À cette époque, les mines de houille avaient encore peu de valeur, et, en Écosse, les salaires étaient minimes. La plupart des mineurs se contentaient forcément de faibles gages, et la législation, qui faisait virtuellement du débiteur une sorte d’homme-lige du créancier, les assujettissait à un labeur constant. Quelques avances à eux faites par le patron, et qu’ils étaient presque toujours hors d’état die rembourser, les mettaient à sa merci. Payés, le plus souvent, en vivres et en vêtemens dont ils s’approvisionnaient au magasin attaché à l’exploitation, ils touchaient fort peu en numéraire, et, constamment obérés, vivaient et travaillaient sur place, sans pouvoir chercher ailleurs une situation plus lucrative ou plus indépendante.

Toujours le premier et le dernier au travail, James Baird leur donnait l’exemple, et tout en les exploitant, comme d’ailleurs on les exploitait partout, il était populaire parmi eux, étant presque des leurs par son origine et son éducation. Il réussît à gagner quelque argent et, confiant dans l’avenir, prit à long bail d’autres houillères, attendant le moment, pressenti par lui, où la demande des charbons de terre, excédant la production, déterminerait une hausse dont il entendait bien profiter. Il se hâtait, sentant approcher l’heure, multipliant ses achats de terrain et ses baux, usant jusqu’au bout du crédit qu’il devait à son ardeur au travail et au succès de ses premiers débuts, ne doutant plus du résultat, mais loin de soupçonner qu’il deviendrait le plus riche commoner du royaume-uni, et que sa fortune éclipserait les plus hautes fortunes de l’aristocratie territoriale.

En 1789, Joseph Lebon, en France, et en 1798, Murdoch, en Angleterre, avaient conçu l’idée de l’éclairage par le gaz.
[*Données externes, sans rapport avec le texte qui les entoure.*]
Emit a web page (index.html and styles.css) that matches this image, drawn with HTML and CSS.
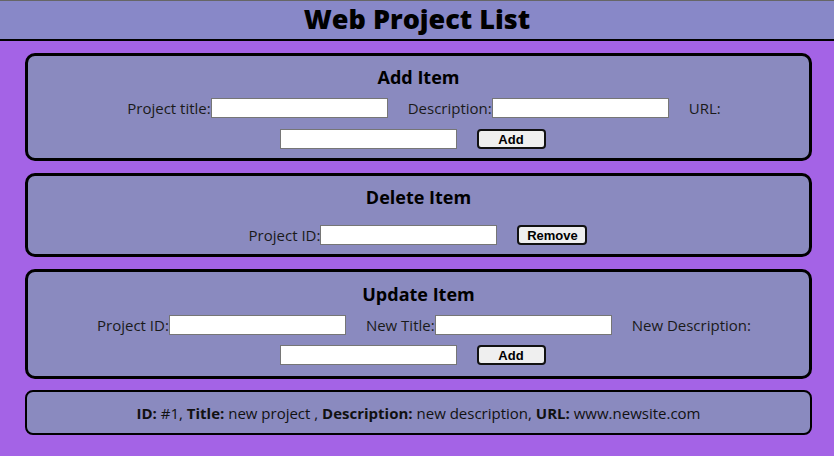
FILE: index.html
```html
<!DOCTYPE html>
<html>
<head>
<meta charset="utf-8">
<title>Web Project List</title>
<link rel="stylesheet" href="styles.css">
</head>
<body>
<header class="top">
  <h1 class="title">Web Project List</h1>
</header>
<main class="content">
  <section class="card">
    <h2 class="card-title">Add Item</h2>
    <div class="row">
      <label class="lbl">Project title:</label><input class="field" type="text">
      <label class="lbl">Description:</label><input class="field" type="text">
      <label class="lbl">URL:</label><input class="field" type="text">
      <button class="btn">Add</button>
    </div>
  </section>
  <section class="card card-del">
    <h2 class="card-title">Delete Item</h2>
    <div class="row">
      <label class="lbl">Project ID:</label><input class="field" type="text">
      <button class="btn btn-remove">Remove</button>
    </div>
  </section>
  <section class="card card-upd">
    <h2 class="card-title">Update Item</h2>
    <div class="row">
      <label class="lbl">Project ID:</label><input class="field" type="text">
      <label class="lbl">New Title:</label><input class="field" type="text">
      <label class="lbl">New Description:</label><input class="field" type="text">
      <button class="btn">Add</button>
    </div>
  </section>
  <section class="result">
    <p class="result-text"><b>ID:</b> #1, <b>Title:</b> new project , <b>Description:</b> new description, <b>URL:</b> www.newsite.com</p>
  </section>
</main>
</body>
</html>
```
FILE: styles.css
```css
* { box-sizing: border-box; }
html, body { margin: 0; padding: 0; }
body {
  background: #a463e6;
  font-family: "Open Sans", "Noto Sans", sans-serif;
  color: #111;
  height: 456px;
  overflow: hidden;
}
.top {
  background: #8888c8;
  border-top: 1px solid #666;
  border-bottom: 2px solid #000;
  height: 41px;
  display: flex;
  align-items: center;
  justify-content: center;
}
.title {
  margin: 0 0 2px;
  font-size: 27px;
  font-weight: 800;
  line-height: 36px;
  color: #000;
}
.content {
  display: flex;
  flex-direction: column;
  gap: 12px;
  padding: 12px 22px 0 25px;
}
.card {
  background: #8a8abf;
  border: 3px solid #000;
  border-radius: 10px;
  padding: 9px 0 9px;
}
.card-title {
  margin: 0 0 9px;
  text-align: center;
  font-size: 18px;
  font-weight: 700;
  line-height: 24px;
  color: #000;
}
.row {
  display: flex;
  flex-wrap: wrap;
  justify-content: center;
  align-items: center;
  row-gap: 11px;
}
.lbl {
  margin-left: 11px;
  font-size: 15px;
  line-height: 20px;
  color: #1a1a1a;
}
.field {
  width: 177px;
  height: 20px;
  margin: 0 9px 0 0;
  border: 1px solid #767676;
  background: #fff;
  padding: 0 2px;
}
.btn {
  margin: 0 12px 0 11px;
  width: 69px;
  height: 20px;
  padding: 0;
  background: #efefef;
  border: 2px solid #111;
  border-radius: 4px;
  font-family: "Liberation Sans", Arial, sans-serif;
  font-weight: 700;
  font-size: 13px;
  color: #000;
}
.card-del { padding-bottom: 9px; }
.card-del .card-title { margin-bottom: 16px; }
.btn-remove { width: 70px; }
.card-upd .row { row-gap: 10px; }
.card-upd { padding-top: 10px; padding-bottom: 11px; }
.result {
  margin-top: -1px;
  background: #8a8abf;
  border: 2px solid #000;
  border-radius: 8px;
  height: 45px;
  display: flex;
  align-items: center;
  justify-content: center;
}
.result-text {
  margin: 0;
  font-size: 15px;
  color: #111;
}
.result b { font-weight: 700; }
```
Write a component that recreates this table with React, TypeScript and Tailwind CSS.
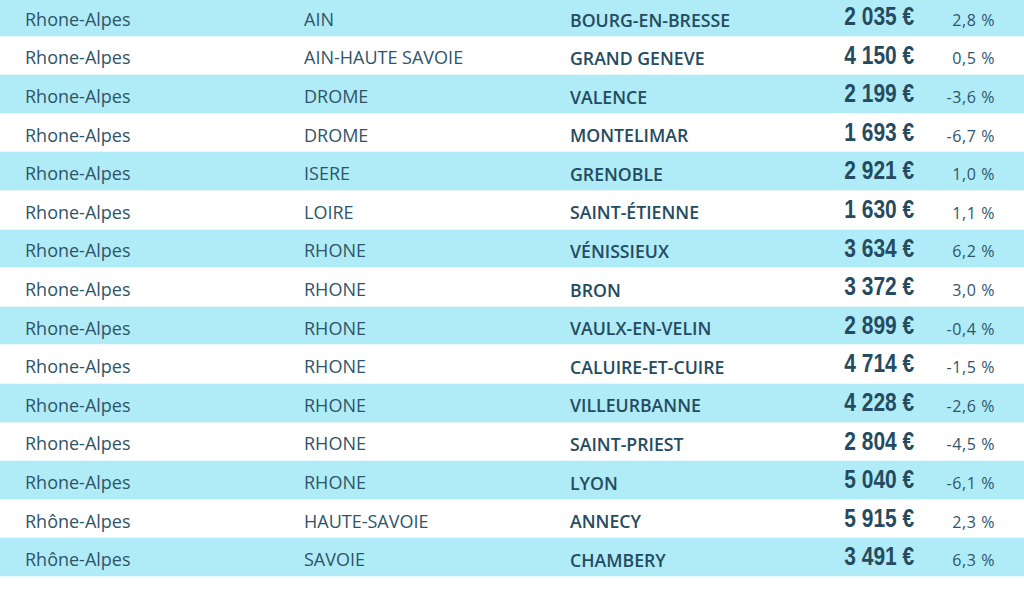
const rows = [
  ["Rhone-Alpes", "AIN", "BOURG-EN-BRESSE", "2 035 €", "2,8 %"],
  ["Rhone-Alpes", "AIN-HAUTE SAVOIE", "GRAND GENEVE", "4 150 €", "0,5 %"],
  ["Rhone-Alpes", "DROME", "VALENCE", "2 199 €", "-3,6 %"],
  ["Rhone-Alpes", "DROME", "MONTELIMAR", "1 693 €", "-6,7 %"],
  ["Rhone-Alpes", "ISERE", "GRENOBLE", "2 921 €", "1,0 %"],
  ["Rhone-Alpes", "LOIRE", "SAINT-ÉTIENNE", "1 630 €", "1,1 %"],
  ["Rhone-Alpes", "RHONE", "VÉNISSIEUX", "3 634 €", "6,2 %"],
  ["Rhone-Alpes", "RHONE", "BRON", "3 372 €", "3,0 %"],
  ["Rhone-Alpes", "RHONE", "VAULX-EN-VELIN", "2 899 €", "-0,4 %"],
  ["Rhone-Alpes", "RHONE", "CALUIRE-ET-CUIRE", "4 714 €", "-1,5 %"],
  ["Rhone-Alpes", "RHONE", "VILLEURBANNE", "4 228 €", "-2,6 %"],
  ["Rhone-Alpes", "RHONE", "SAINT-PRIEST", "2 804 €", "-4,5 %"],
  ["Rhone-Alpes", "RHONE", "LYON", "5 040 €", "-6,1 %"],
  ["Rhône-Alpes", "HAUTE-SAVOIE", "ANNECY", "5 915 €", "2,3 %"],
  ["Rhône-Alpes", "SAVOIE", "CHAMBERY", "3 491 €", "6,3 %"],
];

export default function App() {
  return (
    <div className="w-[1024px] h-[600px] overflow-hidden bg-white font-['Open_Sans',sans-serif]">
      <div className="-mt-[2px]">
        {rows.map(([region, dept, city, price, pct], i) => (
          <div
            key={city}
            className={`flex items-center h-[38.6px] border-b border-[#e9f8fc] ${
              i % 2 === 0 ? "bg-[#b0ecf7]" : "bg-white"
            }`}
          >
            <div className="w-[279px] ml-[25px] pt-[5px] text-[18px] text-[#2f5468]">
              {region}
            </div>
            <div className="w-[266px] pt-[5px] text-[18px] text-[#2f5468]">{dept}</div>
            <div className="w-[240px] pt-[6px] text-[17.7px] font-semibold text-[#244b60]">
              {city}
            </div>
            <div className="w-[104px] flex justify-end">
              <span className="inline-block origin-right scale-x-[0.82] text-[25.5px] leading-none font-bold text-[#244b60] font-['Liberation_Sans',sans-serif]">
                {price}
              </span>
            </div>
            <div className="w-[81px] pt-[6px] text-right text-[16px] tracking-[0.6px] text-[#2f5468]">
              {pct}
            </div>
          </div>
        ))}
      </div>
    </div>
  );
}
Tous deux s’y étaient ruinés. Leur gaz, mal épuré, avait une odeur fétide et donnait naissance, par la combustion, à des produits nuisibles, tels que l’ammoniaque et l’hydrogène sulfuré. Joseph Lebon, le premier inventeur de ce mode d’éclairage si usité aujourd’hui, mourut pauvre et d’une mort tragique. Le lendemain de la cérémonie du sacre de l’empereur, le 3 décembre 1804, on trouvait aux Champs-Elysées son cadavre percé de coups de couteau. Mais l’idée survivait. Un ingénieur allemand, Winsor, la reprenait pour son compte en Angleterre. Encouragé par George III, il parvint à organisera Londres une compagnie d’éclairage par le gaz, et tenta d’en établir une à Paris; mais la lutte qu’il eut à soutenir contre les intérêts que mettait en péril l’invention nouvelle épuisa ses forces.